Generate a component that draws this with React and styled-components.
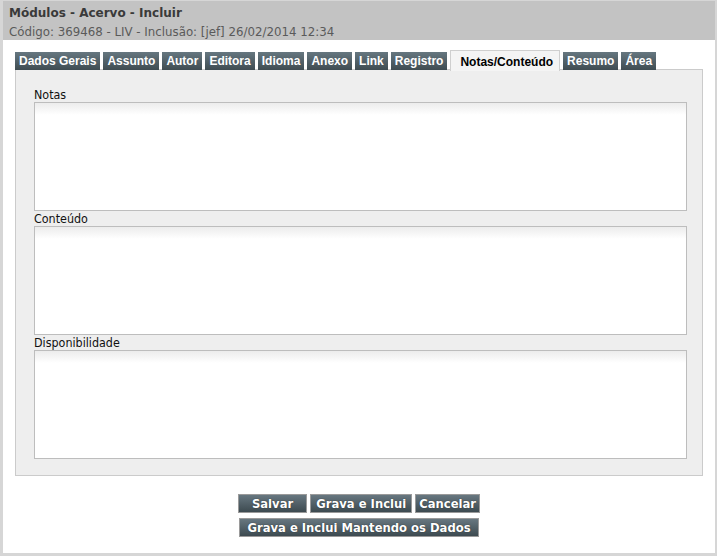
import React from 'react'
import styled, { createGlobalStyle } from 'styled-components'

const GlobalStyle = createGlobalStyle`
  * { margin: 0; padding: 0; box-sizing: border-box; }
  body { background: #fff; font-family: "DejaVu Sans Condensed", "DejaVu Sans", sans-serif; }
`

const Frame = styled.div`
  width: 717px;
  height: 556px;
  background: #d6d6d6;
  padding: 1px 3px 3px 3px;
  display: flex;
`

const Window = styled.div`
  flex: 1;
  background: #fff;
  display: flex;
  flex-direction: column;
`

const Header = styled.div`
  background: #c3c3c3;
  height: 39px;
  padding: 5px 0 0 6px;
  display: flex;
  flex-direction: column;
  gap: 4px;
`

const Title = styled.div`
  font-family: "DejaVu Sans", sans-serif;
  font-weight: bold;
  font-size: 12px;
  color: #3a3a3a;
  line-height: 15px;
`

const Subtitle = styled.div`
  font-family: "DejaVu Sans", sans-serif;
  font-size: 11.8px;
  color: #5a5a5a;
  line-height: 15px;
`

const Body = styled.div`
  padding: 11px 12px 0 12px;
  display: flex;
  flex-direction: column;
`

const TabBar = styled.div`
  display: flex;
  align-items: flex-end;
  gap: 3px;
  height: 19px;
  position: relative;
  z-index: 1;
`

const Tab = styled.div`
  font-family: "Liberation Sans", Arial, sans-serif;
  font-weight: bold;
  font-size: 12px;
  height: ${p => (p.$active ? '21px' : '18px')};
  line-height: ${p => (p.$active ? '22px' : '18px')};
  padding: ${p => (p.$active ? '0 6px 0 9px' : '0 4px')};
  margin-bottom: ${p => (p.$active ? '-1px' : '0')};
  color: ${p => (p.$active ? '#000' : '#fff')};
  background: ${p => (p.$active ? '#f4f4f4' : 'linear-gradient(#667780, #3f4c52)')};
  border: ${p => (p.$active ? '1px solid #cfcfcf' : 'none')};
  border-bottom: none;
`

const Panel = styled.div`
  margin-top: -1px;
  width: 688px;
  height: 407px;
  background: #eeeeee;
  border: 1px solid #cbcbcb;
  padding: 17px 15px 0 18px;
  display: flex;
  flex-direction: column;
`

const Label = styled.label`
  font-size: 12.4px;
  color: #111;
  line-height: 15px;
  height: 15px;
`

const Area = styled.div`
  height: 109px;
  background: linear-gradient(#ececec, #fff 12px);
  border: 1px solid #bdbdbd;
`

const Buttons = styled.div`
  margin-top: 18px;
  display: flex;
  flex-direction: column;
  align-items: center;
  gap: 5px;
`

const ButtonRow = styled.div`
  display: flex;
  gap: 3px;
`

const Button = styled.button`
  font-family: "DejaVu Sans", sans-serif;
  font-weight: bold;
  font-size: 11.6px;
  color: #fff;
  height: 19px;
  padding: 0 ${p => p.$pad || 3}px;
  background: linear-gradient(#677780, #3d4a50);
  border: 1px solid #9a9a9a;
  text-shadow: 0 0 1px #222;
  cursor: pointer;
  line-height: 16px;
`

const tabs = ['Dados Gerais', 'Assunto', 'Autor', 'Editora', 'Idioma', 'Anexo', 'Link', 'Registro', 'Notas/Conteúdo', 'Resumo', 'Área']
const fields = ['Notas', 'Conteúdo', 'Disponibilidade']

export default function App() {
  return (
    <>
      <GlobalStyle />
      <Frame>
        <Window>
          <Header>
            <Title>Módulos - Acervo - Incluir</Title>
            <Subtitle>Código: 369468 - LIV - Inclusão: [jef] 26/02/2014 12:34</Subtitle>
          </Header>
          <Body>
            <TabBar>
              {tabs.map(t => (
                <Tab key={t} $active={t === 'Notas/Conteúdo'}>{t}</Tab>
              ))}
            </TabBar>
            <Panel>
              {fields.map(f => (
                <React.Fragment key={f}>
                  <Label>{f}</Label>
                  <Area />
                </React.Fragment>
              ))}
            </Panel>
            <Buttons>
              <ButtonRow>
                <Button $pad={13}>Salvar</Button>
                <Button $pad={5}>Grava e Inclui</Button>
                <Button>Cancelar</Button>
              </ButtonRow>
              <ButtonRow>
                <Button $pad={7}>Grava e Inclui Mantendo os Dados</Button>
              </ButtonRow>
            </Buttons>
          </Body>
        </Window>
      </Frame>
    </>
  )
}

+-------+

> DO THIS: Leaving out the pictures, repeat the data above exactly.

> TASK SOLUTION:
Generate a component that draws this with React and styled-components.
import React from 'react'
import styled, { createGlobalStyle } from 'styled-components'

const GlobalStyle = createGlobalStyle`
  * { margin: 0; padding: 0; box-sizing: border-box; }
  body { background: #fff; font-family: "DejaVu Sans Condensed", "DejaVu Sans", sans-serif; }
`

const Frame = styled.div`
  width: 717px;
  height: 556px;
  background: #d6d6d6;
  padding: 1px 3px 3px 3px;
  display: flex;
`

const Window = styled.div`
  flex: 1;
  background: #fff;
  display: flex;
  flex-direction: column;
`

const Header = styled.div`
  background: #c3c3c3;
  height: 39px;
  padding: 5px 0 0 6px;
  display: flex;
  flex-direction: column;
  gap: 4px;
`

const Title = styled.div`
  font-family: "DejaVu Sans", sans-serif;
  font-weight: bold;
  font-size: 12px;
  color: #3a3a3a;
  line-height: 15px;
`

const Subtitle = styled.div`
  font-family: "DejaVu Sans", sans-serif;
  font-size: 11.8px;
  color: #5a5a5a;
  line-height: 15px;
`

const Body = styled.div`
  padding: 11px 12px 0 12px;
  display: flex;
  flex-direction: column;
`

const TabBar = styled.div`
  display: flex;
  align-items: flex-end;
  gap: 3px;
  height: 19px;
  position: relative;
  z-index: 1;
`

const Tab = styled.div`
  font-family: "Liberation Sans", Arial, sans-serif;
  font-weight: bold;
  font-size: 12px;
  height: ${p => (p.$active ? '21px' : '18px')};
  line-height: ${p => (p.$active ? '22px' : '18px')};
  padding: ${p => (p.$active ? '0 6px 0 9px' : '0 4px')};
  margin-bottom: ${p => (p.$active ? '-1px' : '0')};
  color: ${p => (p.$active ? '#000' : '#fff')};
  background: ${p => (p.$active ? '#f4f4f4' : 'linear-gradient(#667780, #3f4c52)')};
  border: ${p => (p.$active ? '1px solid #cfcfcf' : 'none')};
  border-bottom: none;
`

const Panel = styled.div`
  margin-top: -1px;
  width: 688px;
  height: 407px;
  background: #eeeeee;
  border: 1px solid #cbcbcb;
  padding: 17px 15px 0 18px;
  display: flex;
  flex-direction: column;
`

const Label = styled.label`
  font-size: 12.4px;
  color: #111;
  line-height: 15px;
  height: 15px;
`

const Area = styled.div`
  height: 109px;
  background: linear-gradient(#ececec, #fff 12px);
  border: 1px solid #bdbdbd;
`

const Buttons = styled.div`
  margin-top: 18px;
  display: flex;
  flex-direction: column;
  align-items: center;
  gap: 5px;
`

const ButtonRow = styled.div`
  display: flex;
  gap: 3px;
`

const Button = styled.button`
  font-family: "DejaVu Sans", sans-serif;
  font-weight: bold;
  font-size: 11.6px;
  color: #fff;
  height: 19px;
  padding: 0 ${p => p.$pad || 3}px;
  background: linear-gradient(#677780, #3d4a50);
  border: 1px solid #9a9a9a;
  text-shadow: 0 0 1px #222;
  cursor: pointer;
  line-height: 16px;
`

const tabs = ['Dados Gerais', 'Assunto', 'Autor', 'Editora', 'Idioma', 'Anexo', 'Link', 'Registro', 'Notas/Conteúdo', 'Resumo', 'Área']
const fields = ['Notas', 'Conteúdo', 'Disponibilidade']

export default function App() {
  return (
    <>
      <GlobalStyle />
      <Frame>
        <Window>
          <Header>
            <Title>Módulos - Acervo - Incluir</Title>
            <Subtitle>Código: 369468 - LIV - Inclusão: [jef] 26/02/2014 12:34</Subtitle>
          </Header>
          <Body>
            <TabBar>
              {tabs.map(t => (
                <Tab key={t} $active={t === 'Notas/Conteúdo'}>{t}</Tab>
              ))}
            </TabBar>
            <Panel>
              {fields.map(f => (
                <React.Fragment key={f}>
                  <Label>{f}</Label>
                  <Area />
                </React.Fragment>
              ))}
            </Panel>
            <Buttons>
              <ButtonRow>
                <Button $pad={13}>Salvar</Button>
                <Button $pad={5}>Grava e Inclui</Button>
                <Button>Cancelar</Button>
              </ButtonRow>
              <ButtonRow>
                <Button $pad={7}>Grava e Inclui Mantendo os Dados</Button>
              </ButtonRow>
            </Buttons>
          </Body>
        </Window>
      </Frame>
    </>
  )
}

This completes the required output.